Historia comparada: del español al inglés
La fuerza del castellano radica en su capacidad expresiva y no en su número de vocablos
Es un lugar común que el inglés es una lengua más rica que el español. Y con ocasión de una cena con amigos de familias muy prestantes de Colombia, en la casona de uno de ellos en la ciudad vieja de Cartagena, varios de los presentes llegaron a decirme que no tendría la desfachatez de discutirles lo que antecede, puesto que así lo había ratificado nada menos que Jorge Luis Borges, quien, por llevar la contraria, es bien sabido que era capaz de decir cualquier cosa. Pero veamos si había réplica posible
Se dice que el inglés tiene 400.000 vocablos y el español solo unos 100.000, de lo que se deduce taxativamente que quien tiene más es por ello mejor. Bien. Pero hay que decir que del número de voces solo cabe deducir extensión, pero no necesariamente capacidad expresiva. ¿Qué ocurre, sin embargo, para que se dé semejante disparidad?
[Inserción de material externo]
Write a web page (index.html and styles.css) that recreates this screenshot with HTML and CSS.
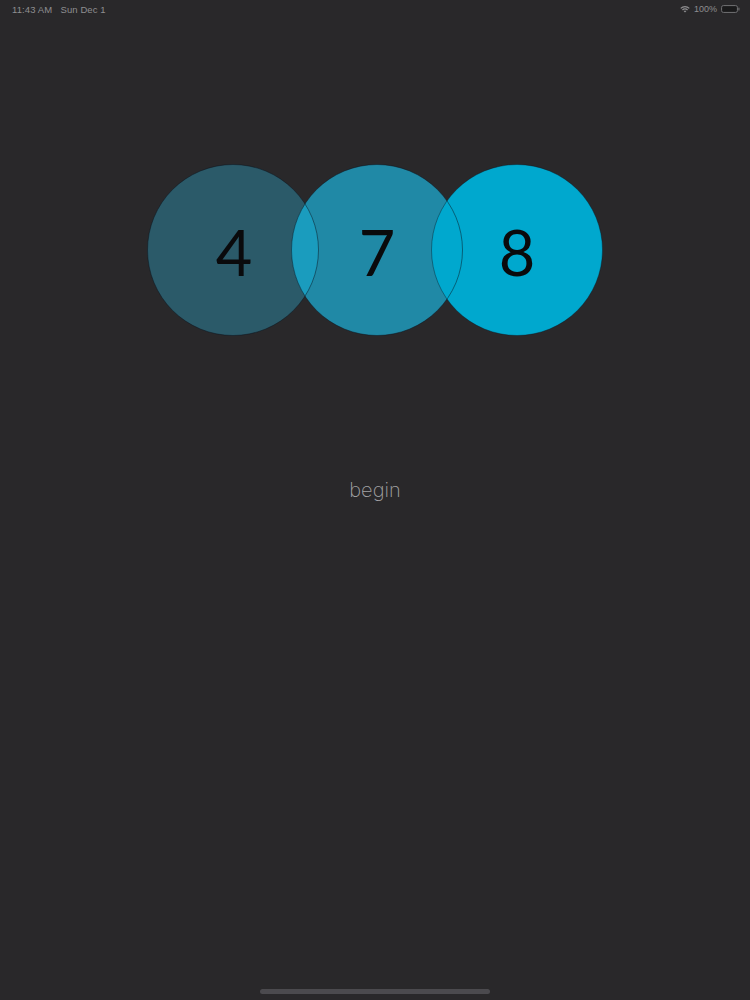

Son dos las escuelas de pensamiento diametralmente opuestas. Entre los españoles reina la fuerza inflexible de la norma, cambiante, pero rígidamente establecida, aunque evolucione con el tiempo; es válido como español todo lo producido a partir del propio acervo o adquirido de la gran hermana que es Francia, que dominó durante el siglo XIX la modernidad lingüística española. Así son numerosos los dichos que los españoles consideran castizos (Qué mosca te ha picado; ¿Quién pagará los platos rotos?; No sabía a qué santo encomendarse, etc.) que proceden del vecino ultra-pirenaico, pero como suenan igual de bien en español que en francés, se ha olvidado su denominación de origen. En resumen, hay una cancela de entrada en la oficialidad de la lengua que, si se ha aliviado mucho —yo diría que demasiado—, sigue siendo salvoconducto imprescindible para aclimatarse entre nosotros. Llegamos, de esta forma, a los casi 100.000 vocablos (88.000 en el DRAE actual) con todos los papeles en regla. Si ampliamos el enfoque al mundo iberoamericano el diccionario pan-hispánico contendrá algunos millares más, pero, esencialmente, seguiremos donde estábamos.
El empirismo anglosajón dibuja una realidad completamente diferente, tanto como el derecho positivo del imperio romano se diferencia de la common law y el precedente jurídico. Y, así, todo aquello que alguna vez ha sido incorporado a la obra de un autor respetable de la literatura, el drama, la ciencia o el arte de la anglosajonidad suele encontrar tarde o temprano su camino hasta el Oxford Dictionary. Son millares, por tanto, las expresiones de otras lenguas que, maquilladas o no, llegan al sagrado recinto. Es, por ejemplo, inglés académico tantamount, fonetización del español “tanto monta monta tanto” (Isabel como Fernando), de aquellos reyes que tuvieron la ocurrencia de unir las coronas de Aragón y de Castilla; o, más esotérico aún: “capicúa”, que es catalán, “cabeza y cola”, igual principio que fin. Podríamos consumir cien vidas de un inglés culto sin escuchar jamás a nadie decir “tantamount”; y así es como se llega a los 400.000 vocablos, o los que se prefiera. Por esa razón existe el Concise, versión articulada ligera del Oxford Dictionary, donde las voces no pasan de 100.000 y se ajusta mucho más a la realidad, aunque todavía para gentes sumamente cultivadas, de la lengua inglesa.
¿Se deduce de todo lo anterior la superioridad de una lengua sobre la otra? Yo no sería capaz de determinarlo porque hay fortalezas y debilidades en ambas; la estructura de los verbos latinos me parece una riqueza de la que carece el inglés, aunque no faltará quien prefiera la economía de las conjugaciones anglosajonas. Pero de lo que cabe poca duda es de que las tres lenguas imperiales de Occidente son inglés, español o castellano, y francés. Y dudo que entre ellas exista un primus inter pares. ¡Menudo tridente!